Aside from the regional pizza wars that periodically flare up like the flames of a brick oven and the occasional eating-method controversy, most of us probably don’t pause too often to carefully consider our pizza. We just enjoy it. But a research team has recently taken a good hard look at the various cheeses with which we may top our pies in an attempt to pinpoint — with scientific precision — which of them performs best during baking.
In a new study published in the Journal of Food Science, chemical and materials engineering professor Bryony James and her team at the University of Auckland in New Zealand evaluated the performance of seven different cheeses — mozzarella, cheddar, Colby, Edam, Emmental, Gruyere and provolone — in terms of composition and functionality, using a new technique to assess differences in the way they browned and blistered when baked on pizza.
But wait, you may be asking, didn’t mozzarella already win the pizza-cheese battle long ago? Well, yes and no.
“Pizza cheese is predominantly mozzarella. That’s an absolute given,” James notes in a video commentary about the study. “The reason we started messing around with different cheeses was quite deliberately to push the materials properties and the composition properties away from what’s typical.”
Rather than relying on a human sensory panel to assess cheese performance, the team members developed a “machine vision system” and combined it with image-analysis software and algorithms to help them quantifiably evaluate the cheeses’ elasticity, free oil, moisture, water activity and transition temperature — and how these properties influence color and color uniformity after baking.
And? Cheddar, Colby and Edam failed to blister due to a low level of elasticity. Gruyere and provolone browned a bit, thanks to an amount of free oil deemed “sufficient” enough to prevent the evaporation of moisture, but Emmental barely did at all. Mozzarella, as we all know, blisters and browns easily.

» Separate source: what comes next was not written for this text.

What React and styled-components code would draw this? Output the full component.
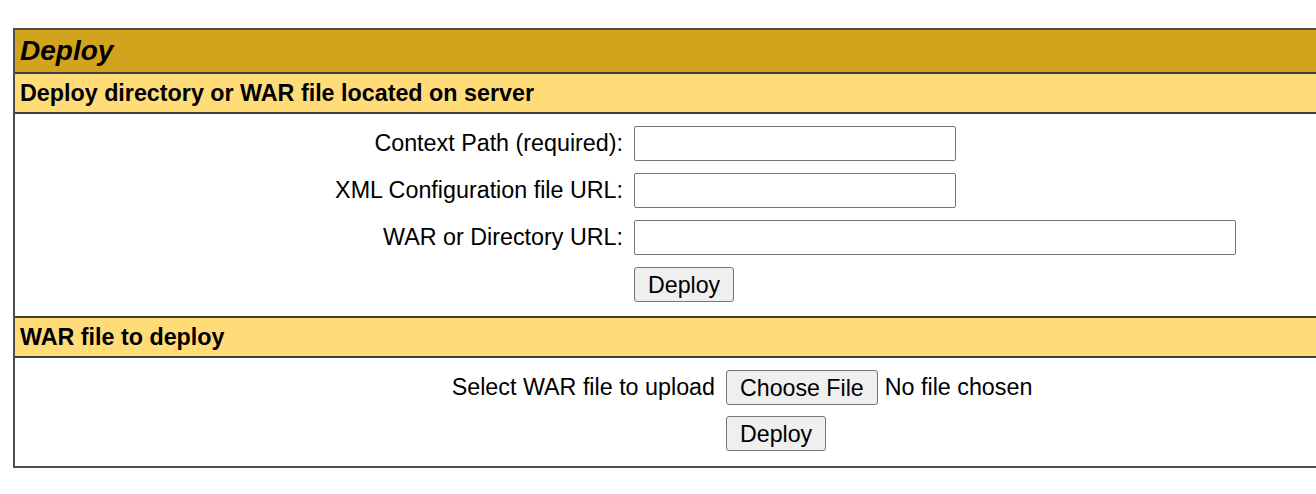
import styled, { createGlobalStyle } from "styled-components";

const GlobalStyle = createGlobalStyle`
	html, body {
		margin: 0;
		padding: 0;
		background: #ffffff;
		overflow: hidden;
	}
	body {
		font-family: "Liberation Sans", Arial, sans-serif;
		color: #000000;
	}
`;

const App = () => {
	return (
		<Page>
			<GlobalStyle />
			<Panel>
				<TitleBar>Deploy</TitleBar>

				{/* deploy from server path */}
				<SubHeader>Deploy directory or WAR file located on server</SubHeader>
				<FormBody labelWidth={608} bodyHeight={204}>
					<Label>Context Path (required):</Label>
					<TextInput type='text' fieldWidth={322} />

					<Label>XML Configuration file URL:</Label>
					<TextInput type='text' fieldWidth={322} />

					<Label>WAR or Directory URL:</Label>
					<TextInput type='text' fieldWidth={602} />

					<span />
					<Button>Deploy</Button>
				</FormBody>

				{/* upload war */}
				<SubHeader>WAR file to deploy</SubHeader>
				<FormBody labelWidth={700} bodyHeight={110} rowGap={11}>
					<Label>Select WAR file to upload</Label>
					<FilePicker>
						<Button>Choose File</Button>
						<FileName>No file chosen</FileName>
					</FilePicker>

					<span />
					<Button>Deploy</Button>
				</FormBody>
			</Panel>
		</Page>
	);
};

const Page = styled.div`
	padding: 28px 0 0 13px;
	width: 1400px;
`;

const Panel = styled.div`
	width: 1340px;
	border: 2px solid #4d4d4d;
	border-right: none;
	display: flex;
	flex-direction: column;

	& > * + * {
		border-top: 2px solid #3f3f3f;
	}
`;

const TitleBar = styled.div`
	height: 42px;
	background: #d2a41e;
	padding: 0 5px;
	display: flex;
	align-items: center;
	font-size: 28px;
	font-weight: bold;
	font-style: italic;
`;

const SubHeader = styled.div`
	height: 38px;
	background: #ffdc78;
	padding: 0 5px;
	display: flex;
	align-items: center;
	font-size: 23.3px;
	font-weight: bold;
`;

const FormBody = styled.div`
	height: ${(p) => p.bodyHeight}px;
	box-sizing: border-box;
	padding: 12px 0;
	display: grid;
	grid-template-columns: ${(p) => p.labelWidth}px 1fr;
	grid-auto-rows: min-content;
	column-gap: 11px;
	row-gap: ${(p) => p.rowGap ?? 12}px;
	align-items: center;
`;

const Label = styled.label`
	justify-self: end;
	font-size: 23.3px;
	white-space: nowrap;
`;

const TextInput = styled.input`
	width: ${(p) => p.fieldWidth}px;
	height: 35px;
	box-sizing: border-box;
	border: 1px solid #767676;
	border-radius: 2px;
	background: #ffffff;
	margin: 0;
	padding: 0 4px;
	font-family: inherit;
	font-size: 23.2px;
`;

const Button = styled.button`
	justify-self: start;
	height: ${(p) => p.tall ? 36 : 35}px;
	box-sizing: border-box;
	padding: 2px 13px 0;
	margin: 0;
	background: #efefef;
	border: 1px solid #767676;
	border-radius: 3px;
	font-family: "Liberation Sans", Arial, sans-serif;
	font-size: 23.2px;
	color: #000000;
	line-height: 1;
`;

const FilePicker = styled.div`
	display: flex;
	align-items: center;
	gap: 7px;
`;

const FileName = styled.span`
	font-size: 23.3px;
`;

export default App;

But while mozzarella seems to retain its ‘za-topping bragging rights, the authors suggest that, armed with the study results, pizza makers may want to combine the go-to topper with some of the other cheeses assessed to make “gourmet” pies that can be adjusted to accommodate varying consumer preferences and appeal especially to those who like their pizza cheese “less burnt.”
Still, researchers may yet have more work ahead of them. To limit the number of variables, James’ team analyzed the cheeses on pizza crusts devoid of tomato sauce.
“The sauce,” she says, “is another question.”